Objective — Retype each line exactly. Skip images.

Data excerpt —
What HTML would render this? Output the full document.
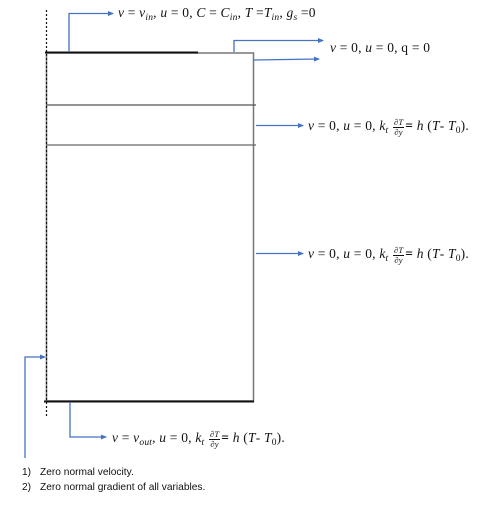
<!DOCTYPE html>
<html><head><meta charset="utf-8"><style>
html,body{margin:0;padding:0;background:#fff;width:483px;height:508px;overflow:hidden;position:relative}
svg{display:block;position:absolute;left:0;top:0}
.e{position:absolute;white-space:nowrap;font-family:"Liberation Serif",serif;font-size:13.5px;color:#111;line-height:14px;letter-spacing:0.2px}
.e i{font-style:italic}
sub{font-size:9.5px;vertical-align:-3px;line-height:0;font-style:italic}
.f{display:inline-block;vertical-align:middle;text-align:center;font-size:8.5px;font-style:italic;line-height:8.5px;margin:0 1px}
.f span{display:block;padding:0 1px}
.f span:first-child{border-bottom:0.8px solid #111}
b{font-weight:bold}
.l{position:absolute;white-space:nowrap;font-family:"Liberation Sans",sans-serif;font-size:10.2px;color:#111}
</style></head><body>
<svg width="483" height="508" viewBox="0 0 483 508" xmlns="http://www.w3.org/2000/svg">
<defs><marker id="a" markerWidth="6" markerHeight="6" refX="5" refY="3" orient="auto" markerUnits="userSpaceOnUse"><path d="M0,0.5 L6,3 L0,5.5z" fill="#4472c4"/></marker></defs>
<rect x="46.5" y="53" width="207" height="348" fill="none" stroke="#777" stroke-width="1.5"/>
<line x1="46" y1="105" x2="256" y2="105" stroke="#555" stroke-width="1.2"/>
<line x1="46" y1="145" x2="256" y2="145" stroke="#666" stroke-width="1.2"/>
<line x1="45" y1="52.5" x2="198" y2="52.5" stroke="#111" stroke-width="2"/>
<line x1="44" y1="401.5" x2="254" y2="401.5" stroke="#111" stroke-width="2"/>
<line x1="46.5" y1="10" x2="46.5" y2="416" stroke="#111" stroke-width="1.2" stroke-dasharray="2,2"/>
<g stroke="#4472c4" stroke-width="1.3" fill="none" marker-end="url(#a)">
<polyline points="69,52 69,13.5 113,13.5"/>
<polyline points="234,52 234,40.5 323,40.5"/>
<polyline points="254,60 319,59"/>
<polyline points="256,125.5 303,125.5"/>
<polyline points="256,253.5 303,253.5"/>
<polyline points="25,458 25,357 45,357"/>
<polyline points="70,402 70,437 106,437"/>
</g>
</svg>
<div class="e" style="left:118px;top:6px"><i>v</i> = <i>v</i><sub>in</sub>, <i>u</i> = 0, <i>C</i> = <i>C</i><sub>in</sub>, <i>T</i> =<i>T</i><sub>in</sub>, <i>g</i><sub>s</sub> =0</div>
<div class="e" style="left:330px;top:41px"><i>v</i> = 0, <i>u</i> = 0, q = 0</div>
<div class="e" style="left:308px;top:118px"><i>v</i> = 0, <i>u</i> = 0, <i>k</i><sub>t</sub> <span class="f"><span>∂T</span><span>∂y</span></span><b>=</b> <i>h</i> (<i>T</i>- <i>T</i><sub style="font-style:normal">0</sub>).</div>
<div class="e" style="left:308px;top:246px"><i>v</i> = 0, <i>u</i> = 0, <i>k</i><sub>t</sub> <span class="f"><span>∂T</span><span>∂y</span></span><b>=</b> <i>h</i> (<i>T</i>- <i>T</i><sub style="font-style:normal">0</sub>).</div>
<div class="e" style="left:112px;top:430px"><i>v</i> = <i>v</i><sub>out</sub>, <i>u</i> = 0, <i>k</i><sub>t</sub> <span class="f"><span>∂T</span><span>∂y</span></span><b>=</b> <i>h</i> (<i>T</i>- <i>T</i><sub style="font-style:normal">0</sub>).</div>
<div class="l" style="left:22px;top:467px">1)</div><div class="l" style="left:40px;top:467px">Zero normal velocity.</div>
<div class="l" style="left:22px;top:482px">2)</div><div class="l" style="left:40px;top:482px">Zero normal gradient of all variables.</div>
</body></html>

Exercise response —
What HTML would render this? Output the full document.
<!DOCTYPE html>
<html><head><meta charset="utf-8"><style>
html,body{margin:0;padding:0;background:#fff;width:483px;height:508px;overflow:hidden;position:relative}
svg{display:block;position:absolute;left:0;top:0}
.e{position:absolute;white-space:nowrap;font-family:"Liberation Serif",serif;font-size:13.5px;color:#111;line-height:14px;letter-spacing:0.2px}
.e i{font-style:italic}
sub{font-size:9.5px;vertical-align:-3px;line-height:0;font-style:italic}
.f{display:inline-block;vertical-align:middle;text-align:center;font-size:8.5px;font-style:italic;line-height:8.5px;margin:0 1px}
.f span{display:block;padding:0 1px}
.f span:first-child{border-bottom:0.8px solid #111}
b{font-weight:bold}
.l{position:absolute;white-space:nowrap;font-family:"Liberation Sans",sans-serif;font-size:10.2px;color:#111}
</style></head><body>
<svg width="483" height="508" viewBox="0 0 483 508" xmlns="http://www.w3.org/2000/svg">
<defs><marker id="a" markerWidth="6" markerHeight="6" refX="5" refY="3" orient="auto" markerUnits="userSpaceOnUse"><path d="M0,0.5 L6,3 L0,5.5z" fill="#4472c4"/></marker></defs>
<rect x="46.5" y="53" width="207" height="348" fill="none" stroke="#777" stroke-width="1.5"/>
<line x1="46" y1="105" x2="256" y2="105" stroke="#555" stroke-width="1.2"/>
<line x1="46" y1="145" x2="256" y2="145" stroke="#666" stroke-width="1.2"/>
<line x1="45" y1="52.5" x2="198" y2="52.5" stroke="#111" stroke-width="2"/>
<line x1="44" y1="401.5" x2="254" y2="401.5" stroke="#111" stroke-width="2"/>
<line x1="46.5" y1="10" x2="46.5" y2="416" stroke="#111" stroke-width="1.2" stroke-dasharray="2,2"/>
<g stroke="#4472c4" stroke-width="1.3" fill="none" marker-end="url(#a)">
<polyline points="69,52 69,13.5 113,13.5"/>
<polyline points="234,52 234,40.5 323,40.5"/>
<polyline points="254,60 319,59"/>
<polyline points="256,125.5 303,125.5"/>
<polyline points="256,253.5 303,253.5"/>
<polyline points="25,458 25,357 45,357"/>
<polyline points="70,402 70,437 106,437"/>
</g>
</svg>
<div class="e" style="left:118px;top:6px"><i>v</i> = <i>v</i><sub>in</sub>, <i>u</i> = 0, <i>C</i> = <i>C</i><sub>in</sub>, <i>T</i> =<i>T</i><sub>in</sub>, <i>g</i><sub>s</sub> =0</div>
<div class="e" style="left:330px;top:41px"><i>v</i> = 0, <i>u</i> = 0, q = 0</div>
<div class="e" style="left:308px;top:118px"><i>v</i> = 0, <i>u</i> = 0, <i>k</i><sub>t</sub> <span class="f"><span>∂T</span><span>∂y</span></span><b>=</b> <i>h</i> (<i>T</i>- <i>T</i><sub style="font-style:normal">0</sub>).</div>
<div class="e" style="left:308px;top:246px"><i>v</i> = 0, <i>u</i> = 0, <i>k</i><sub>t</sub> <span class="f"><span>∂T</span><span>∂y</span></span><b>=</b> <i>h</i> (<i>T</i>- <i>T</i><sub style="font-style:normal">0</sub>).</div>
<div class="e" style="left:112px;top:430px"><i>v</i> = <i>v</i><sub>out</sub>, <i>u</i> = 0, <i>k</i><sub>t</sub> <span class="f"><span>∂T</span><span>∂y</span></span><b>=</b> <i>h</i> (<i>T</i>- <i>T</i><sub style="font-style:normal">0</sub>).</div>
<div class="l" style="left:22px;top:467px">1)</div><div class="l" style="left:40px;top:467px">Zero normal velocity.</div>
<div class="l" style="left:22px;top:482px">2)</div><div class="l" style="left:40px;top:482px">Zero normal gradient of all variables.</div>
</body></html>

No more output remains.